As, I grew older I began to see the depth of unfair criticism levied against Muslim women who wore the hijab. The appearance of her hijab, her clothing, the amount of make-up she wore, her mannerisms, who she associated herself with, how she carried herself, her lifestyle, everything about her was open to commentary by fellow Muslims.

Alongside, criticisms and judgement I would frequently hear the statement, “why doesn’t she just take it off, what is the point of her wearing it?” The hijab could only be associated with perfection. If you fell out of this parameter of perfection, then you had to take off your hijab and leave from the nearest exit. Why did Muslim women who wear the hijab have to be perfect? Why was she only subject to criticism?

When I looked at the source of the criticism it came from two camps. Those, who considered themselves the ‘super’ Muslims. Being at the higher spectrum of practising, it was their duty to correct women who wore hijab, as these women had to live up to their standards. Then the others who were more at the medial and lower spectrum of practising. They engaged in criticism because they felt these Muslim women were flawed. Donning of the hijab was only reserved for the ideal Muslim woman.
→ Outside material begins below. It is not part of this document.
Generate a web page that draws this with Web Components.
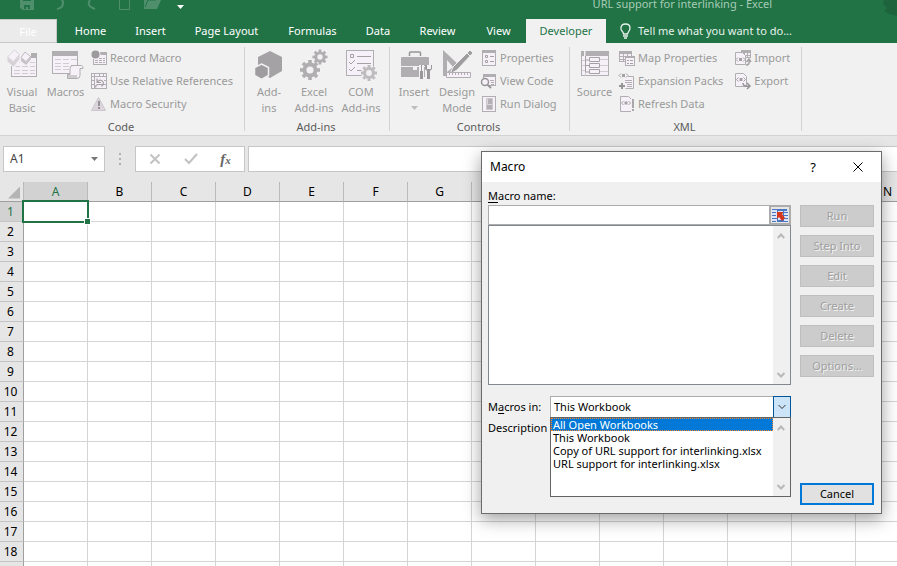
<!DOCTYPE html>
<html lang="en">
<head>
<meta charset="utf-8">
<title>URL support for interlinking - Excel</title>
<style>
html, body { height: 100%; margin: 0; overflow: hidden; }
body { font: 11px/16px "Noto Sans", "Open Sans", sans-serif; color: #000; }
</style>
</head>
<body>
<excel-window></excel-window>
<script>
const define = (name, html) => customElements.define(name, class extends HTMLElement {
  connectedCallback() {
    if (this.shadowRoot) return;
    const root = this.attachShadow({ mode: 'open' });
    const t = document.createElement('template');
    t.innerHTML = typeof html === 'function' ? html(this) : html;
    root.append(t.content.cloneNode(true));
  }
});

/* ---------- icons ---------- */
const G = '#b1aeb1', D = '#a5a2a5', P = '#f6f1f8', L = '#cfcbcf';
const sheet = (x, y, w, h, bar) => `<rect x="${x + .5}" y="${y + .5}" width="${w - 1}" height="${h - 1}" fill="${P}" stroke="${G}"/><rect x="${x}" y="${y}" width="${w}" height="${bar}" fill="${G}"/>`;
const gear = (cx, cy, r, c) => {
  let s = '';
  for (let i = 0; i < 4; i++) s += `<rect x="${cx - r * .18}" y="${cy - r}" width="${r * .36}" height="${r * 2}" fill="${c}" transform="rotate(${i * 45} ${cx} ${cy})"/>`;
  return s + `<circle cx="${cx}" cy="${cy}" r="${r * .75}" fill="${c}"/><circle cx="${cx}" cy="${cy}" r="${r * .36}" fill="#f1f1f1"/>`;
};
const code = (x, y) => `<path d="M${x + 2} ${y - 2}l-2 2 2 2M${x + 7} ${y - 2}l2 2-2 2" fill="none" stroke="${D}"/><rect x="${x + 3}" y="${y - 1.5}" width="3" height="3" fill="${D}"/>`;
const ICONS = {
  vb: [32, 32, `<rect x="5.500" y="8.500" width="25" height="20" fill="${P}" stroke="${G}"/><path d="M25 5h6v5h-6z" fill="${G}"/><path d="M9 14.500h5m2 0h6m2 0h5M8 18.500h6m2 0h6m2 0h5M8 22.500h6m2 0h6m2 0h5M8 25.500h6m2 0h6m2 0h5" stroke="${L}"/><path d="M9 1l5 4 4-3 7 6-6 8-5-2-6 6-8-6z" fill="#f1f1f1"/><path d="M8.500 2l5 4.500-6 7-6-4.500z" fill="${P}" stroke="${L}" stroke-width=".8"/><path d="M1.500 9.500l6 4.500 6-7v4l-6 7.500-6-5z" fill="#d6d1d7"/><path d="M19 4l5.500 4.500-4.500 5-5-4z" fill="${P}" stroke="${G}" stroke-width=".8"/><path d="M15 10l5 4 5-5.500v3l-5 5.500-5-4z" fill="#c6c1c7"/>`],
  macros: [32, 32, sheet(2, 3, 26, 23, 5) + `<path d="M5 11.500h6m2 0h6m2 0h6M5 15.500h6m2 0h6M5 18.500h6m2 0h6M5 21.500h6m2 0h6" stroke="${L}"/><path d="M21 17.500h10.500q1.500 0 1.500 3h-3v7q0 3-3 3h-9.500v-4h2.500v-6q0-3 3-3z" fill="${P}" stroke="${G}"/><path d="M18 27h9v3h-9z" fill="${L}"/>`],
  record: [16, 16, sheet(2, 2, 14, 13, 3) + `<path d="M4 8.500h3m1 0h3m1 0h2M4 10.500h3m1 0h3m1 0h2M4 12.500h3m1 0h3m1 0h2" stroke="${G}"/><circle cx="4.500" cy="4.500" r="5" fill="#f1f1f1"/><circle cx="4.500" cy="4.500" r="4" fill="#9d9a9d"/>`],
  relref: [16, 16, `<rect x=".5" y=".5" width="15" height="15" fill="${P}" stroke="${G}"/><path d="M0 3.500h16M0 7.500h4M0 11.500h4M3.500 0v16M8.500 0v4M12.500 0v4M13 7.500h3M13 11.500h3" stroke="${G}"/><path d="M4.500 14.500q0-3 3-3h6M6 5.500v4h4M6.500 9q3-4 6 .5 0 2-2 4" fill="none" stroke="${D}" stroke-width="1.200"/>`],
  warn: [16, 16, `<path d="M7.500 1.500l7 13h-14z" fill="#dcd6dc" stroke="#cbc6cb"/><path d="M7 5h2v5H7zM7 11h2v2H7z" fill="#969396"/>`],
  addins: [32, 32, `<path d="M17 3l12 6v14l-12 7-12-7V9z" fill="#a5a2a5"/><path d="M8.500 16l7 3.500v8l-7 4-7-4v-8z" fill="#9f9c9f" stroke="#f1f1f1" stroke-width="1.500"/>`],
  gears: [32, 32, gear(12, 22, 10, G) + gear(22, 9, 7.5, G)],
  com: [32, 32, `<rect x="1.500" y="2.500" width="27" height="25" fill="${P}" stroke="${G}"/><path d="M5.500 6.500h3v3h-3zM4 14l2 2 4-4M4 21l2 2 4-4M12 8.500h14M12 15.500h14M12 22.500h6" fill="none" stroke="${D}"/><circle cx="24" cy="25" r="8" fill="#f1f1f1"/>` + gear(24, 25, 8, '#bfbcbf')],
  insert: [32, 32, `<path d="M11.500 8V5q0-1 1-1h9q1 0 1 1v3" fill="none" stroke="#979497" stroke-width="1.500"/><path d="M4 9h26q1 0 1 1v8H3v-8q0-1 1-1zM3 19h12v3h4v-3h12v10H3z" fill="${G}"/><path d="M21 17h5v15h-5zM27 17h6v15h-6z" fill="#f1f1f1"/><path d="M23 17h1v6h1v8h-3v-8h1zM27 17v4l2 2v8h3v-8l2-2v-4h-1v4h-4v-4z" fill="#9b989b"/><path d="M15 19h4v3h-4z" fill="#f1f1f1"/>`],
  design: [32, 32, `<path d="M2 2v26h6l11-10zM6 12l6 7-6 5z" fill="${G}" fill-rule="evenodd"/><path d="M29 2l3 3-16 17-7 4 3-7z" fill="#9f9c9f" stroke="#f1f1f1"/><path d="M26 5l3 3" stroke="#f1f1f1"/><path d="M5.500 24.500h24v5h-24z" fill="${P}" stroke="${G}"/><path d="M8.500 25v2m3-2v2m3-2v2m3-2v2m3-2v2m3-2v2m3-2v2" stroke="${G}"/>`],
  props: [16, 16, sheet(1, 0, 14, 16, 3) + `<path d="M4.500 5.500h2v2h-2zM4.500 10.500h2v2h-2zM9 6.500h4M9 11.500h4" fill="none" stroke="${D}"/>`],
  viewcode: [16, 16, sheet(2, 1, 13, 12, 3) + `<path d="M9 7.500h4M10 9.500h3M10 11.500h3" stroke="${G}"/><circle cx="4" cy="9" r="3.500" fill="${P}" stroke="#979497" stroke-width="1.500"/><path d="M7 12l3 3" stroke="#979497" stroke-width="2"/>`],
  rundlg: [16, 16, `<rect x="1.500" y=".5" width="13" height="15" fill="${P}" stroke="${G}"/><path d="M5.500 2.500h6v11h-6z" fill="#dcd7dc" stroke="#cbc6cb"/><path d="M7 3h4v5H7zM6 9h5v4H6z" fill="#b3b0b3"/>`],
  source: [32, 32, sheet(2, 3, 28, 25, 5) + `<path d="M6.500 3v25M3 12.500h3M3 17.500h3M3 22.500h3M21 11.500h8M21 17.500h8M21 23.500h8" stroke="${L}"/><path d="M5.500 3v5" stroke="#f1f1f1"/><path d="M6.500 8v16H10M6.500 12H10M6.500 17.500H10M10.500 9.500h10v4h-10zM10.500 15.500h10v4h-10zM10.500 21.500h10v4h-10z" fill="${P}" stroke="${D}"/>`],
  map: [16, 16, sheet(0, 1, 13, 11, 3) + `<path d="M0 6.500h12M4.500 4v8M8.500 4v8M0 9.500h8" stroke="${G}"/>` + sheet(6, 6, 10, 10, 2) + `<path d="M8 10.500h2m1 0h3M8 13.500h2m1 0h3" stroke="${D}"/>`],
  expand: [16, 16, `<path d="M4.500 3.500h10v12h-8" fill="${P}" stroke="${G}"/><path d="M6 7.500h7M6 9.500h7M8 11.500h5M8 13.500h5" stroke="${G}"/><path d="M3 10v6M0 13h6" stroke="#979497" stroke-width="2"/><path d="M0 0h9v5H0z" fill="#f1f1f1"/>` + code(0, 2.5)],
  refresh: [16, 16, `<path d="M1.500.5h8l3 3v12h-11z" fill="${P}" stroke="${G}"/>` + code(2.5, 7) + `<path d="M12 2h4v14h-4z" fill="#f1f1f1"/><path d="M13 3h2v9h-2zM13 13h2v2h-2z" fill="#aaa7aa"/>`],
  imp: [16, 16, sheet(6, 0, 10, 8, 3) + `<path d="M6 5.500h10M9.500 3v4M12.500 3v4" stroke="${G}"/><path d="M.5 2.500h7l3 3v9H.5z" fill="${P}" stroke="${G}"/>` + code(1, 9.5) + `<path d="M11 15q4 0 3-5M11.500 12l2.500-3 2 3" fill="none" stroke="${D}" stroke-width="1.500"/>`],
  exp: [16, 16, `<path d="M.5.5h8l3 3v10H.5z" fill="${P}" stroke="${G}"/>` + code(1.5, 6.5) + `<path d="M8 10q0 4 6 3M12 10l3 3-3 3" fill="none" stroke="#979497" stroke-width="1.500"/>`],
  bulb: [16, 16, `<path d="M5.500 11q0-1.500-1.500-3T3 5q0-4 4.500-4T12 5q0 1.500-1 3t-1.500 3zM5 13h5M6 15h3" fill="none" stroke="#e6f2ea" stroke-width="1.300"/>`],
  save: [16, 16, `<path d="M1 0h14v14H4l-3-2z" fill="#4f8f6c"/><path d="M4 0h8v5H4zM5 9h6v4H9v-2H7v2H5z" fill="#217346"/>`],
  undo: [16, 16, `<path d="M4 2h3q4 1 4 5 0 5-6 6" fill="none" stroke="#4f8f6c" stroke-width="2"/>`],
  redo: [16, 16, `<path d="M12 13q-9-3-5-9" fill="none" stroke="#4f8f6c" stroke-width="2"/>`],
  doc: [16, 16, `<path d="M2.500 0v13.500h10V0" fill="none" stroke="#4f8f6c"/>`],
  folder: [18, 16, `<path d="M1 0h14v4h3l-4 9H1z" fill="#4f8f6c"/><path d="M2 11l3-7h8" fill="none" stroke="#217346"/>`],
  art: [16, 24, `<path d="M3 0h13v24q-9-2-13-5l3-3-4-4 1-4z" fill="#1d633c"/>`],
  caret: [7, 4, `<path d="M0 0h7L3.500 4z" fill="currentColor"/>`],
  x: [12, 12, `<path d="M1.500 1.500l9 9M10.500 1.500l-9 9" stroke="currentColor" stroke-width="var(--sw,1)"/>`],
  check: [14, 12, `<path d="M1 6l4 4 8-9" fill="none" stroke="currentColor" stroke-width="2.200"/>`],
  up: [8, 6, `<path d="M.8 5L4 1.500 7.200 5" fill="none" stroke="currentColor" stroke-width="var(--sw,1)"/>`],
  down: [8, 6, `<path d="M.5 1L4 4.500 7.500 1" fill="none" stroke="currentColor" stroke-width="var(--sw,1)"/>`],
  ref: [16, 13, `<path d="M0 0h16v13H0z" fill="#dbe5f5"/><path d="M0 0h5v1H0zM6 0h9v2H6zM0 3h4v1H0zM0 6h4v1H0zM0 9h5v1H0zM0 12h4v1H0zM6 11h5v2H6zM12 12h4v1h-4zM12 9h4v1h-4zM12 6h4v1h-4zM12 3h4v1h-4zM5 0h1v13H5zM11 0h1v13h-1z" fill="#4a76c4"/><path d="M5 3h6v1l-1 1 3 4-3 3-3-4-2 2z" fill="#d6361c"/>`]
};
define('ui-icon', host => {
  const [w, h, body] = ICONS[host.getAttribute('name')];
  return `<style>:host{display:block;flex:none}svg{display:block;overflow:visible}</style><svg width="${w}" height="${h}" viewBox="0 0 ${w} ${h}" aria-hidden="true">${body}</svg>`;
});

/* ---------- title bar and tabs ---------- */
define('title-bar', `<style>
:host{display:flex;height:19px;align-items:flex-end;background:#217346;color:#a6cbb5;overflow:hidden;flex:none}
.in{display:flex;align-items:center;height:31px;flex:1}
.q{display:flex;gap:10px;padding-left:19px;align-items:center;flex:1}
.caret{color:#fff;margin:6px 0 0 6px}
.undo{margin-left:7px}
.sp{margin:0 8px 0 5px}
.t{padding-right:109px}
</style><div class="in"><div class="q"><ui-icon name="save"></ui-icon><ui-icon name="undo" class="undo"></ui-icon><ui-icon name="redo" class="sp"></ui-icon><ui-icon name="doc"></ui-icon><ui-icon name="folder"></ui-icon><ui-icon name="caret" class="caret"></ui-icon></div><div class="t">URL support for interlinking - Excel</div><ui-icon name="art"></ui-icon></div>`);

define('ribbon-tabs', `<style>
:host{display:flex;height:24px;background:#217346;flex:none}
button{all:unset;box-sizing:border-box;width:var(--w);text-align:center;color:#fff;height:24px;line-height:24px;white-space:nowrap}
.file{background:#ebebeb;border:1px solid #c8c8c8;border-left:0;margin-right:3px}
.on{background:#f1f1f1;color:#217346}
.tell{display:flex;align-items:center;gap:4px;width:auto;padding-left:12px;color:#e6f2ea}
</style>
<button class="file" style="--w:57px">File</button><button style="--w:61px">Home</button><button style="--w:59px">Insert</button><button style="--w:93px">Page Layout</button><button style="--w:79px">Formulas</button><button style="--w:52px">Data</button><button style="--w:67px">Review</button><button style="--w:55px">View</button><button class="on" style="--w:80px">Developer</button><button class="tell"><ui-icon name="bulb"></ui-icon>Tell me what you want to do...</button>`);

/* ---------- ribbon ---------- */
define('ribbon-group', host => `<style>
:host{display:block;position:relative;box-sizing:border-box;flex:none}
:host::after{content:"";position:absolute;right:0;top:1px;width:1px;height:84px;background:#d2d2d2}
.b{display:flex;height:69px;margin-bottom:4px}
.l{text-align:center;color:#5c5c5c;padding-right:3px}
</style><div class="b"><slot></slot></div><div class="l">${host.getAttribute('label')}</div>`);
define('big-button', host => `<style>
:host{display:block;flex:none;width:var(--w)}
button{all:unset;display:flex;flex-direction:column;align-items:center;width:100%;padding-top:2px;color:#9a9a9a;text-align:center;white-space:nowrap}
ui-icon{height:36px}
.d{height:4px;margin-top:6px;color:#bdbdbd}
</style><button disabled><ui-icon name="${host.getAttribute('icon')}"></ui-icon><span><slot></slot></span>${host.hasAttribute('drop') ? '<ui-icon class="d" name="caret"></ui-icon>' : ''}</button>`);
define('small-button', host => `<style>
:host{display:block}
button{all:unset;display:flex;align-items:center;gap:3px;height:23px;color:#9a9a9a;white-space:nowrap}
</style><button disabled><ui-icon name="${host.getAttribute('icon')}"></ui-icon><slot></slot></button>`);
define('excel-ribbon', `<style>
:host{display:flex;background:#f1f1f1;padding-top:3px;border-bottom:1px solid #d2d2d2;flex:none}
.c{margin-left:var(--m)}
</style>
<ribbon-group label="Code" style="width:245px">
<big-button icon="vb" style="--w:44px">Visual<br>Basic</big-button><big-button icon="macros" style="--w:43px">Macros</big-button>
<div class="c" style="--m:4px"><small-button icon="record">Record Macro</small-button><small-button icon="relref">Use Relative References</small-button><small-button icon="warn">Macro Security</small-button></div>
</ribbon-group>
<ribbon-group label="Add-ins" style="width:145px">
<big-button icon="addins" style="--w:48px">Add-<br>ins</big-button><big-button icon="gears" style="--w:42px">Excel<br>Add-ins</big-button><big-button icon="com" style="--w:52px">COM<br>Add-ins</big-button>
</ribbon-group>
<ribbon-group label="Controls" style="width:180px">
<big-button icon="insert" drop style="--w:48px">Insert</big-button><big-button icon="design" style="--w:38px">Design<br>Mode</big-button>
<div class="c" style="--m:5px"><small-button icon="props">Properties</small-button><small-button icon="viewcode">View Code</small-button><small-button icon="rundlg">Run Dialog</small-button></div>
</ribbon-group>
<ribbon-group label="XML" style="width:232px">
<big-button icon="source" style="--w:49px">Source</big-button>
<div class="c" style="--m:0px"><small-button icon="map">Map Properties</small-button><small-button icon="expand">Expansion Packs</small-button><small-button icon="refresh">Refresh Data</small-button></div>
<div class="c" style="--m:12px"><small-button icon="imp">Import</small-button><small-button icon="exp">Export</small-button></div>
</ribbon-group>`);

/* ---------- formula bar ---------- */
define('formula-bar', `<style>
:host{display:flex;padding:10px 0 10px 3px;background:#e6e6e6;flex:none}
.box{box-sizing:border-box;height:26px;background:#fff;border:1px solid #c6c6c6;display:flex;align-items:center}
.name{width:102px;padding-right:6px;color:#777}
input{all:unset;flex:1;min-width:0;font-size:12px;color:#444;padding-left:6px}
.dots{width:30px;display:flex;flex-direction:column;align-items:center;justify-content:center;gap:3px}
.dots i{width:2px;height:2px;background:#b0b0b0}
.btns{width:110px;justify-content:space-around;padding:0 2px;color:#c3c3c3;--sw:2}
button{all:unset}
.fx{color:#666;font:italic bold 15px/20px "Liberation Serif",serif}
.fx small{font-size:11px}
.f{flex:1;margin-left:3px;border-right:0}
</style>
<div class="box name"><input aria-label="Name box" value="A1"><ui-icon name="caret"></ui-icon></div>
<div class="dots"><i></i><i></i><i></i></div>
<div class="box btns"><button aria-label="Cancel"><ui-icon name="x"></ui-icon></button><button aria-label="Enter"><ui-icon name="check"></ui-icon></button><button class="fx" aria-label="Insert function">f<small>x</small></button></div>
<div class="box f"><input aria-label="Formula"></div>`);

/* ---------- worksheet ---------- */
define('sheet-grid', () => {
  const cols = [...'ABCDEFGHIJKLMN'];
  let rows = '';
  for (let r = 1; r < 19; r++) rows += `<tr><th scope="row"${r === 1 ? ' class="s"' : ''}>${r}</th>${cols.map(c => `<td>${r === 1 && c === 'A' ? '<div class="sel"></div>' : ''}</td>`).join('')}</tr>`;
  rows += `<tr><th></th>${cols.map(() => '<td></td>').join('')}</tr>`;
  return `<style>
:host{display:block;flex:1;min-height:0;overflow:hidden;background:#fff}
table{border-collapse:separate;border-spacing:0;table-layout:fixed;width:920px}
th,td{box-sizing:border-box;height:20px;padding:0;border-right:1px solid #d4d4d4;border-bottom:1px solid #d4d4d4}
th{background:#e6e6e6;font-weight:400;font-size:12px;line-height:18px;text-align:center}
thead th{border-right-color:#bababa;border-bottom-color:#9f9f9f;width:64px}
thead th:first-child{width:24px}
tbody th{border-right-color:#9f9f9f;border-bottom-color:#c4c4c4;padding:1px 2px 0 0}
th.s{background:#d2d2d2;color:#217346}
td{position:relative}
.sel{position:absolute;inset:-2px;border:2px solid #217346;z-index:1}
.sel::after{content:"";position:absolute;right:-4px;bottom:-4px;width:5px;height:5px;background:#217346;border:1px solid #fff}
.tri{width:12px;height:12px;margin:2px 0 0 8px;background:#b4b4b4;clip-path:polygon(100% 0,100% 100%,0 100%)}
</style><table><thead><tr><th aria-label="Select all"><div class="tri"></div></th>${cols.map((c, i) => `<th scope="col"${i ? '' : ' class="s"'}>${c}</th>`).join('')}</tr></thead><tbody>${rows}</tbody></table>`;
});

/* ---------- dialog ---------- */
define('dialog-button', host => `<style>
:host{display:block}
button{box-sizing:border-box;display:block;width:100%;height:22px;padding:0;font:inherit;color:#000;background:#e1e1e1;border:2px solid #0078d7;border-radius:0}
button:disabled{background:#ccc;border:1px solid #bfbfbf;color:#a0a0a0;text-shadow:1px 1px 0 #f4f4f4}
</style><button${host.hasAttribute('off') ? ' disabled' : ''}><slot></slot></button>`);
define('scroll-bar', `<style>
:host{display:flex;flex-direction:column;justify-content:space-between;align-items:center;box-sizing:border-box;width:17px;padding:7px 2px 6px 0;background:#f0f0f0;color:#b8b8b8;--sw:2}
</style><ui-icon name="up"></ui-icon><ui-icon name="down"></ui-icon>`);
define('macro-dialog', `<style>
:host{display:block;box-sizing:border-box;position:absolute;left:481px;top:151px;width:401px;border:1px solid #6b6b6b;background:#f0f0f0;box-shadow:0 5px 16px rgba(0,0,0,.38);z-index:5}
header{display:flex;align-items:center;height:30px;background:#fff;padding:0 17px 0 8px}
h1{flex:1;font:inherit;font-size:12px;margin:0}
header button{all:unset;margin-left:36px;font-size:13px;line-height:16px}
.body{display:grid;grid-template-columns:1fr 74px;gap:9px;padding:6px 7px 8px 6px}
label{display:block;line-height:16px}
u{text-underline-offset:2px}
.ref{display:flex;height:20px;box-sizing:border-box;border:1px solid #acacac;margin-top:1px}
.ref input{all:unset;flex:1;background:#fff}
.ref button{all:unset;display:flex;align-items:center;justify-content:center;width:20px;background:#e6e6e6;border-left:1px solid #acacac;box-shadow:inset 0 0 0 1px #acacac}
.list{display:flex;justify-content:flex-end;height:160px;box-sizing:border-box;border:1px solid #828790;background:#fff;margin-bottom:11px}
.row{display:grid;grid-template-columns:62px 1fr;align-items:center}
.combo{position:relative;display:grid}
select{appearance:none;box-sizing:border-box;width:100%;height:22px;padding:0 3px;margin:0;border:1px solid #acacac;border-radius:0;background:#fff;font:inherit;color:#000}
.arrow{position:absolute;right:0;top:0;width:16px;height:20px;border:1px solid #005499;background:#cce4f7;display:flex;align-items:center;justify-content:center;color:#333;pointer-events:none}
.menu{position:absolute;left:0;right:0;top:21px;height:80px;box-sizing:border-box;border:1px solid #646464;background:#fff;display:flex;z-index:2}
.opts{flex:1;line-height:13px}
.opts div{padding-left:2px;white-space:nowrap}
.opts .on{background:#0078d7;color:#fff;outline:1px dotted #ff8728;outline-offset:-1px}
.desc{line-height:20px;margin-bottom:67px}
.side{display:flex;flex-direction:column;gap:8px;padding-top:17px}
.side :last-child{margin-top:auto}
</style>
<header><h1>Macro</h1><button aria-label="Help">?</button><button aria-label="Close"><ui-icon name="x"></ui-icon></button></header>
<div class="body"><div>
<label for="n"><u>M</u>acro name:</label>
<div class="ref"><input id="n"><button aria-label="Select range"><ui-icon name="ref"></ui-icon></button></div>
<div class="list"><scroll-bar></scroll-bar></div>
<div class="row"><label for="m">M<u>a</u>cros in:</label><div class="combo"><select id="m"><option>This Workbook</option></select><span class="arrow"><ui-icon name="down"></ui-icon></span>
<div class="menu" role="listbox" aria-label="Macros in"><div class="opts"><div class="on" role="option" aria-selected="true">All Open Workbooks</div><div role="option">This Workbook</div><div role="option">Copy of URL support for interlinking.xlsx</div><div role="option">URL support for interlinking.xlsx</div></div><scroll-bar></scroll-bar></div></div></div>
<div class="desc">Description</div>
</div>
<div class="side"><dialog-button off>Run</dialog-button><dialog-button off>Step Into</dialog-button><dialog-button off>Edit</dialog-button><dialog-button off>Create</dialog-button><dialog-button off>Delete</dialog-button><dialog-button off>Options...</dialog-button><dialog-button>Cancel</dialog-button></div>
</div>`);

define('excel-window', `<style>
:host{display:flex;flex-direction:column;height:100%;overflow:hidden;position:relative}
</style><title-bar></title-bar><ribbon-tabs></ribbon-tabs><excel-ribbon></excel-ribbon><formula-bar></formula-bar><sheet-grid></sheet-grid><macro-dialog></macro-dialog>`);
</script>
</body>
</html>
When the criticism came from Muslim men it made me feel as if the sole responsibility for the image of Islam was upon women. Reminiscent of how certain cultures placed the family honour on the shoulders of women. Men using their power and control would take specific actions to prevent the women of their family from doing anything that could be detrimental to their family honour. This type of thinking from certain Muslim communities has filtered into Islam. Resulting in hijabi women being unfairly targeted, criticized, judged and even bullied by Muslim men, for not acting how hijabi Muslim women should act. Rather, these Muslim men should focus on the flaws in their own gender which have been the cause of many issues facing the Muslim community.  

What I found odd was that a lot of the judgement came from women. On one hand, this is due to women accepting the standard being placed upon them. That their actions are detrimental to a ‘Muslim honour’. But on the other hand, it is a product of this culture of women on women hate. An important part of being Muslims is being good to others, treating people how you would like to be treated and making excuses for the behaviour of others. Judgement, gossip, backbiting, slander or any form of hating should be nowhere near the conduct of a Muslim, man or woman. The concept of sisterhood is generally rooted in identification with a gender and the experiences it provides. Sisterhood in Islam transcends beyond this surface humanness. It is deeper, more meaningful, focused on spiritually, united in submission to one God. Encourage, support and spread positivity. Re-connect at this deeper level of sisterhood and leave the criticism and judgement behind.

Wearing the hijab is not only for the elite Muslim woman. It is for every Muslim woman. Hijab is not a destination reserved solely for the saintly. As, Muslims we are all striving to submit to God. In this struggle we are finding our way, we face fluctuations in our faith, but we are trying to move upwards to reach spiritual heights. So, those who are still figuring it out their spiritual position need your support. Not your judgement. Not your criticism. Not your hate. Let go of the double standards!